CUTS to the budget for the Forth Road Bridge are forcing further delays in maintenance projects and increasing the risk to its long-term future, the bridgemaster has warned.
The 58 per cent reduction in Scottish Government funding for the bridge has already led to the postponement of resurfacing, repainting and other work.
The Forth Estuary Transport Authority, which operates the crossing, has had to use its cash reserves for unexpected major repairs, replacing the nuts and bolts which link the main cable to the bridge’s vertical supports.
It is also facing a £2.1 million rise in the cost of another key project, carrying out an examination of the anchorage points.
Despite this, the government has refused requests for additional funding.
Now bridgemaster Barry Colford has told the FETA board there is no option but to defer further priority projects until after 2015.
Outlining options in his report to the board, Mr Colford said: “It should be noted that deferral of part or all of these projects does increase the risk to the long-term structural integrity of the bridge and is likely to increase the actual cost of the works when they are eventually carried out.”
The board accepted his reluctant recommendation that they should postpone work on replacing under-deck gantries, which give workers safe access to hard-to-reach parts of the structure below the roadway. The work was budgeted at a total of £200,000.
Mr Colford said: “It means we don’t have the access we feel we need to carry out the inspections and maintenance as effectively as we would like.”
Work will go ahead, however, on a £330,000 contract to remove the temporary “dropped object canopy” put up as protection for bridge-users during painting work on the main towers.
Mr Colford said deferring the contract would mean leaving a structure which had components with a limited design life in place above the carriageway until some unknown date after 2015.
The government has slashed the capital budget for the bridge for the next three years from £33.1m to just £13.8m.
Edinburgh transport convener Lesley Hinds said the massive cut would inevitably have an effect on bridge.
After Friday’s FETA meeting, she said: “It was very clear board members were concerned about the risks which the bridgemaster identified.

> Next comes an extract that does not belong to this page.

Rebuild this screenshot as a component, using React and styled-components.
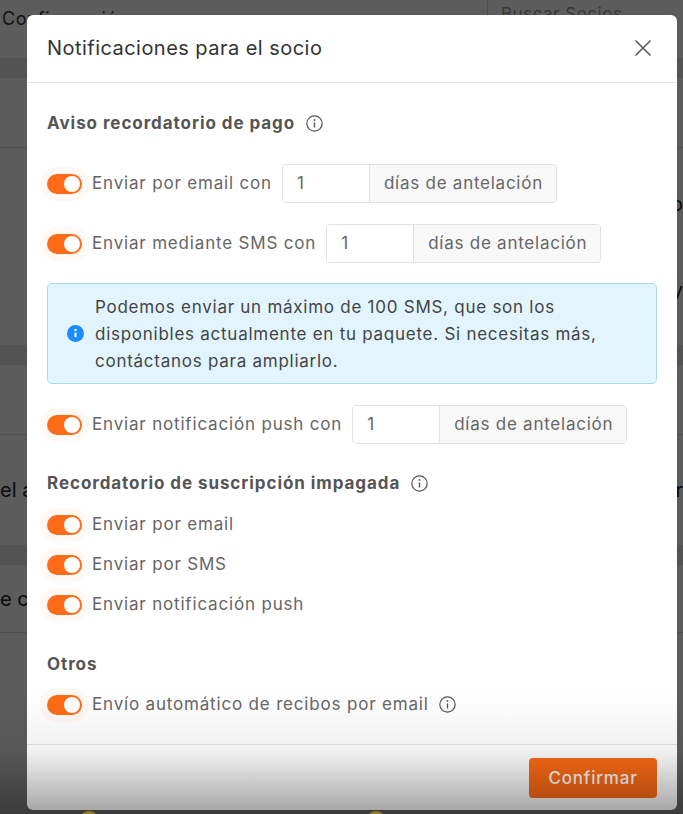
import React from 'react';
import styled, { createGlobalStyle } from 'styled-components';

const FONT = `Inter, "Noto Sans", "Liberation Sans", sans-serif`;

const GlobalStyle = createGlobalStyle`
  html, body {
    margin: 0;
    padding: 0;
    background: #fff;
  }
  * {
    box-sizing: border-box;
  }
`;

const Screen = styled.div`
  position: relative;
  width: 683px;
  height: 814px;
  overflow: hidden;
  font-family: ${FONT};
  background: #fff;
`;

/* page behind the dialog */
const PageTop = styled.div`
  display: flex;
  height: 58px;
`;

const PageTitle = styled.div`
  width: 487px;
  padding: 8px 0 0 2px;
  font-size: 18px;
  letter-spacing: 0.5px;
  color: #333;
`;

const PageSearch = styled.div`
  flex: 1;
  border-left: 1px solid #ccc;
  padding: 4px 0 0 13px;
  font-size: 17px;
  letter-spacing: 0.5px;
  color: #999;
`;

const Band = styled.div`
  height: 20px;
  background: #e6e6e6;
`;

const PageRow = styled.div`
  display: flex;
  justify-content: space-between;
  align-items: center;
  height: ${(p) => p.$h}px;
  border-bottom: ${(p) => (p.$line ? '1px solid #ddd' : 'none')};
  font-size: 20px;
  color: #222;
`;

const Backdrop = styled.div`
  position: absolute;
  inset: 0;
  background: rgba(0, 0, 0, 0.64);
`;

const Coin = styled.div`
  position: absolute;
  top: 811px;
  left: ${(p) => p.$x}px;
  width: 20px;
  height: 20px;
  border-radius: 50%;
  background: #f2b632;
`;

/* dialog */
const Modal = styled.div`
  position: absolute;
  left: 27px;
  top: 15px;
  width: 650px;
  height: 795px;
  display: flex;
  flex-direction: column;
  background: #fff;
  border-radius: 6px;
  overflow: hidden;
`;

const ModalHeader = styled.div`
  display: flex;
  align-items: center;
  justify-content: space-between;
  height: 68px;
  padding: 0 25px 1px 20px;
  border-bottom: 1px solid #e4e4e4;
`;

const ModalTitle = styled.h2`
  margin: 0;
  font-size: 20px;
  font-weight: 400;
  letter-spacing: 0.46px;
  color: #333;
`;

const CloseButton = styled.button`
  display: flex;
  padding: 0;
  border: 0;
  background: none;
  color: #555;
`;

const ModalBody = styled.div`
  flex: 1;
  padding: 0 20px;
  display: flex;
  flex-direction: column;
`;

const SectionTitle = styled.div`
  display: flex;
  align-items: center;
  gap: 11px;
  height: 24px;
  margin-top: ${(p) => p.$top}px;
  margin-bottom: ${(p) => p.$bottom}px;
  font-size: 17px;
  font-weight: 700;
  letter-spacing: 0.93px;
  color: #555;
`;

const Row = styled.div`
  display: flex;
  align-items: center;
  height: 40px;
  margin-bottom: ${(p) => p.$bottom || 0}px;
  font-size: 17px;
  letter-spacing: 0.82px;
  color: #666;
`;

const Toggle = styled.span`
  position: relative;
  flex: none;
  width: 35px;
  height: 20px;
  margin: 2px 10px 0 0;
  border-radius: 10px;
  background: #ff6b16;
  box-shadow: 0 0 0 7px #fff8f4;

  &::after {
    content: '';
    position: absolute;
    top: 2px;
    right: 2px;
    width: 16px;
    height: 16px;
    border-radius: 50%;
    background: #fff;
  }
`;

const InputGroup = styled.div`
  display: flex;
  height: 39px;
  margin-left: 10px;
  border: 1px solid #e0e0e0;
  border-radius: 4px;
  overflow: hidden;
`;

const NumberBox = styled.div`
  display: flex;
  align-items: center;
  width: 86px;
  padding-left: 14px;
  background: #fff;
`;

const Addon = styled.div`
  display: flex;
  align-items: center;
  padding: 0 13px 0 14px;
  border-left: 1px solid #e0e0e0;
  background: #f8f8f8;
  white-space: nowrap;
  letter-spacing: 0.75px;
`;

const Alert = styled.div`
  display: flex;
  align-items: center;
  gap: 11px;
  height: 101px;
  margin-bottom: 20px;
  padding: 0 19px;
  background: #e2f5fe;
  border: 1px solid #a9d9ee;
  border-radius: 5px;
`;

const AlertText = styled.div`
  padding-top: 2px;
  font-size: 17px;
  line-height: 27px;
  letter-spacing: 0.74px;
  color: #444;
  white-space: nowrap;
`;

const InfoWrap = styled.span`
  display: flex;
  margin-left: 10px;
  color: #555;
`;

const ModalFooter = styled.div`
  display: flex;
  justify-content: flex-end;
  align-items: center;
  height: 66px;
  padding: 0 20px 0 0;
  border-top: 1px solid #e4e4e4;
`;

const ConfirmButton = styled.button`
  width: 128px;
  height: 40px;
  border: 0;
  border-radius: 4px;
  background: #ff6b16;
  font-family: ${FONT};
  font-size: 17px;
  font-weight: 500;
  letter-spacing: 0.8px;
  color: #fff;
`;

const BottomShade = styled.div`
  position: absolute;
  left: 0;
  right: 0;
  bottom: 0;
  height: 124px;
  background: linear-gradient(to bottom, rgba(0, 0, 0, 0), rgba(0, 0, 0, 0.06) 50%, rgba(0, 0, 0, 0.36));
  pointer-events: none;
`;

const InfoIcon = () => (
  <svg width="17" height="17" viewBox="0 0 17 17" fill="none" stroke="currentColor" strokeWidth="1.2">
    <circle cx="8.5" cy="8.5" r="7.7" />
    <path d="M8.5 7.5v5" strokeWidth="1.4" />
    <circle cx="8.5" cy="5" r="0.9" fill="currentColor" stroke="none" />
  </svg>
);

const SolidInfoIcon = () => (
  <svg width="17" height="17" viewBox="0 0 17 17" style={{ flex: 'none' }}>
    <circle cx="8.5" cy="8.5" r="8.5" fill="#1a8cff" />
    <path d="M8.5 7.6v4.6" stroke="#fff" strokeWidth="2" />
    <circle cx="8.5" cy="4.9" r="1.2" fill="#fff" />
  </svg>
);

const CloseIcon = () => (
  <svg width="18" height="18" viewBox="0 0 18 18" fill="none" stroke="currentColor" strokeWidth="1.5">
    <path d="M1.5 1.5l15 15M16.5 1.5l-15 15" />
  </svg>
);

const DaysRow = ({ label, bottom }) => (
  <Row $bottom={bottom}>
    <Toggle />
    {label}
    <InputGroup>
      <NumberBox>1</NumberBox>
      <Addon>días de antelación</Addon>
    </InputGroup>
  </Row>
);

function App() {
  return (
    <Screen>
      <GlobalStyle />
      <PageTop>
        <PageTitle>Configuración</PageTitle>
        <PageSearch>Buscar Socios</PageSearch>
      </PageTop>
      <Band />
      <PageRow $h={70} $line />
      <PageRow $h={111}><span /><span>o</span></PageRow>
      <PageRow $h={62}><span /><span>y</span></PageRow>
      <PageRow $h={24} />
      <Band />
      <PageRow $h={70} $line />
      <PageRow $h={110}><span>el a</span><span>r</span></PageRow>
      <Band />
      <PageRow $h={68} $line><span>e c</span></PageRow>

      <Backdrop />
      <Coin $x={79} />
      <Coin $x={366} />

      <Modal>
        <ModalHeader>
          <ModalTitle>Notificaciones para el socio</ModalTitle>
          <CloseButton><CloseIcon /></CloseButton>
        </ModalHeader>
        <ModalBody>
          <SectionTitle $top={28} $bottom={28}>
            Aviso recordatorio de pago
            <InfoIcon />
          </SectionTitle>
          <DaysRow label="Enviar por email con" bottom={20} />
          <DaysRow label="Enviar mediante SMS con" bottom={20} />
          <Alert>
            <SolidInfoIcon />
            <AlertText>
              Podemos enviar un máximo de 100 SMS, que son los
              <br />
              disponibles actualmente en tu paquete. Si necesitas más,
              <br />
              contáctanos para ampliarlo.
            </AlertText>
          </Alert>
          <DaysRow label="Enviar notificación push con" />
          <SectionTitle $top={27} $bottom={9}>
            Recordatorio de suscripción impagada
            <InfoIcon />
          </SectionTitle>
          <Row><Toggle />Enviar por email</Row>
          <Row><Toggle />Enviar por SMS</Row>
          <Row><Toggle />Enviar notificación push</Row>
          <SectionTitle $top={28} $bottom={8}>Otros</SectionTitle>
          <Row>
            <Toggle />
            Envío automático de recibos por email
            <InfoWrap><InfoIcon /></InfoWrap>
          </Row>
        </ModalBody>
        <ModalFooter>
          <ConfirmButton>Confirmar</ConfirmButton>
        </ModalFooter>
      </Modal>
      <BottomShade />
    </Screen>
  );
}

export default App;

“Over the years there has been regular investment in the bridge to ensure it is kept in good condition, but if you cut such a large amount of capital funding it inevitable reduces what work is done and the bridgemaster is saying there is a risk here. That has to be a concern.”
She said Transport Scotland was being invited to the next meeting of the FETA board in September to discuss concerns about the cuts.
After the opening of the new Forth Replacement Crossing, due in 2016, the plan is for the existing bridge to become a dedicated public transport crossing, reserved for buses, taxis and cycles, though some critics have voiced scepticism about how long such an arrangement could continue if congestion became a regular problem on the new crossing.